Oregon's State Board of Higher Education voted Friday to ban guns from classrooms, buildings, dormitories and sporting and entertainment events, The Oregonian reported. The Oregon Court of Appeals ruled last year that the board could not by administrative decree ban guns from the state system's campuses, but the ruling said that the board had authority to set rules for facilities and events. So the board acted within that power. The new rules do not apply to someone with a concealed weapon permit carrying a gun on a campus walkway, but would apply if that person entered a facility.
Barnard College announced Saturday that its commencement speaker this spring will be President Obama. Barnard had previously announced that Jill Abramson, executive editor of The New York Times, would speak, but the college said that, after the Obama possibility materialized, Abramson said that she would be happy to speak another time. Historically, presidents of the United States speak at commencements at three colleges -- one private college, one public college and one U.S. service academy.
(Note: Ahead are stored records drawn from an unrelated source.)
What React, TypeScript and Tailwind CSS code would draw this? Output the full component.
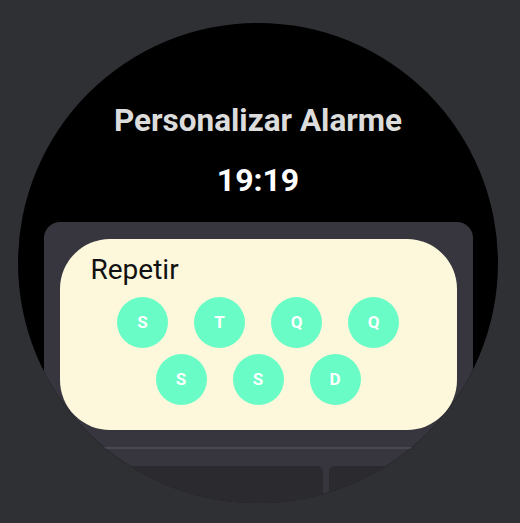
import React from "react";

const days = ["S", "T", "Q", "Q", "S", "S", "D"];

function DayButton({ label }: { label: string }) {
  return (
    <button className="flex h-[51px] w-[51px] items-center justify-center rounded-full bg-[#69fcc6] text-[17px] font-bold text-white">
      {label}
    </button>
  );
}

export default function App() {
  return (
    <div
      className="h-[523px] w-[520px] bg-[#2f3034] pl-[18px] pt-[23px]"
      style={{ fontFamily: "Roboto, 'Noto Sans', sans-serif" }}
    >
      <div className="flex h-[480px] w-[480px] flex-col items-center overflow-hidden rounded-full bg-black">
        <h1 className="mt-[80px] text-[31.5px] font-bold leading-[36px] text-[#dcdcdc]">
          Personalizar Alarme
        </h1>
        <p className="mt-[21px] text-[32px] font-bold leading-[40px] text-white">19:19</p>

        <div className="mt-[22px] w-[429px] flex-1 rounded-t-[16px] bg-[#37363e] px-4 pt-[17px]">
          <div className="h-[191px] rounded-[50px] bg-[#fdf8dc] px-[31px] pt-[14px]">
            <h2 className="text-[28px] leading-[33px] text-[#111111]">Repetir</h2>
            <div className="mt-[11px] flex flex-wrap justify-center gap-x-[26px] gap-y-[6px]">
              {days.map((d, i) => (
                <DayButton key={i} label={d} />
              ))}
            </div>
          </div>

          <div className="mt-[17px] h-[2px] bg-[#4a4952]" />

          <div className="mt-[17px] flex gap-[6px]">
            <div className="h-[60px] w-[263px] rounded-t-[6px] bg-[#2b2a2f]" />
            <div className="h-[60px] flex-1 rounded-t-[6px] bg-[#2b2a2f]" />
          </div>
        </div>
      </div>
    </div>
  );
}
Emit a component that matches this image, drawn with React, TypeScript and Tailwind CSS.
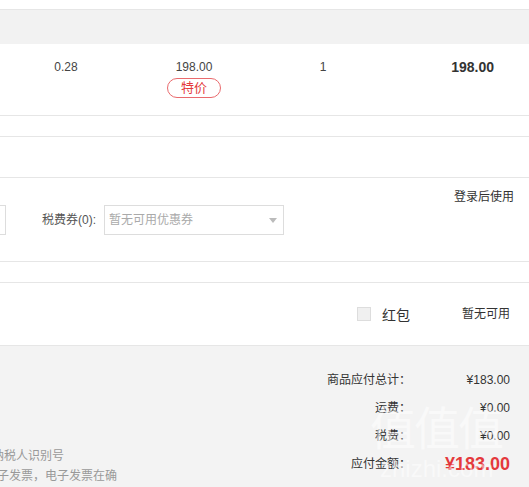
import React from "react";

const font = "font-['Liberation_Sans','Noto_Sans_CJK_SC',sans-serif]";

function SummaryRow({ label, value, strong }: { label: string; value: string; strong?: boolean }) {
  return (
    <div className="flex justify-end leading-[28px]">
      <span className="text-right text-[#333]">{label}</span>
      <span
        className={
          strong
            ? "w-[99px] text-right text-[18px] font-bold text-[#e4393c]"
            : "w-[99px] text-right text-[#333]"
        }
      >
        {value}
      </span>
    </div>
  );
}

export default function App() {
  return (
    <div className={`relative flex h-[487px] w-[529px] flex-col overflow-hidden bg-white text-[12px] text-[#333] ${font}`}>
      <div className="h-[9px] shrink-0" />
      {/* table header */}
      <div className="h-[35px] shrink-0 border-t border-[#e6e6e6] bg-[#f2f2f2]" />

      {/* product row */}
      <div className="flex h-[72px] shrink-0 border-b border-[#e6e6e6] pt-[15px] leading-[16px] text-[#444]">
        <div className="w-[132px] text-center">0.28</div>
        <div className="flex w-[124px] flex-col items-center">
          <span>198.00</span>
          <span className="mt-[3px] flex h-[20px] w-[54px] items-center justify-center rounded-full border border-[#e96a6d] text-[13px] text-[#e4393c]">
            特价
          </span>
        </div>
        <div className="w-[134px] text-center">1</div>
        <div className="flex-1 pr-[35px] text-right text-[14px] font-bold text-[#333]">198.00</div>
      </div>

      <div className="h-[21px] shrink-0 border-b border-[#e6e6e6]" />
      <div className="h-[41px] shrink-0 border-b border-[#e6e6e6]" />

      {/* coupons */}
      <div className="flex h-[84px] shrink-0 items-start border-b border-[#e6e6e6]">
        <div className="mt-[27px] flex items-center">
          <div className="h-[30px] w-[6px] border border-l-0 border-[#ddd]" />
          <span className="ml-[36px] text-[#555]">税费券(0):</span>
          <div className="ml-[8px] flex h-[30px] w-[180px] items-center justify-between border border-[#ddd] pl-[4px] pr-[6px] text-[#aaa]">
            <span>暂无可用优惠券</span>
            <svg width="8" height="5" viewBox="0 0 8 5">
              <path d="M0 0h8L4 5z" fill="#bbb" />
            </svg>
          </div>
        </div>
        <div className="ml-auto mt-[11px] pr-[15px] leading-[16px] text-[#333]">登录后使用</div>
      </div>

      <div className="h-[21px] shrink-0 border-b border-[#e6e6e6]" />

      {/* red packet */}
      <div className="flex h-[63px] shrink-0 items-center justify-end border-b border-[#e6e6e6] pr-[19px]">
        <span className="h-[14px] w-[14px] border border-[#ddd] bg-[#f0f0f0]" />
        <span className="ml-[11px] mt-[3px] text-[14px] text-[#333]">红包</span>
        <span className="ml-[52px] text-[#333]">暂无可用</span>
      </div>

      {/* summary */}
      <div className="relative flex flex-1 bg-[#f3f3f3]">
        <div className="flex-1 overflow-hidden pt-[100px] leading-[20px] text-[#999]">
          <div className="-ml-[8px] whitespace-nowrap">纳税人识别号</div>
          <div className="-ml-[3px] whitespace-nowrap">子发票，电子发票在确</div>
        </div>
        <div className="w-[300px] pr-[19px] pt-[20px]">
          <SummaryRow label="商品应付总计：" value="¥183.00" />
          <SummaryRow label="运费：" value="¥0.00" />
          <SummaryRow label="税费：" value="¥0.00" />
          <SummaryRow label="应付金额：" value="¥183.00" strong />
        </div>
        {/* watermark */}
        <div className="pointer-events-none absolute left-[370px] top-[58px] flex w-[150px] flex-col text-white/50">
          <span className="text-[46px] leading-[50px] tracking-[-2px]">值值值</span>
          <span className="pl-[10px] text-[24px] leading-[30px]">zhizhi.com</span>
        </div>
      </div>
    </div>
  );
}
Is Harvard University less expensive than public universities in California? A Bay Area News Group article explores the question, using a hypothetical family of four with $130,000 in family income. With Harvard's generous financial aid for middle class families, such a family would pay only $17,000 for a student to spend a year at Harvard. At Cal State, with much lower tuition rates, but much less aid, an in-state resident would pay about $24,000. Many students say these figures illustrate the flaws of California's policy of increasing tuition rates without sufficient financial aid.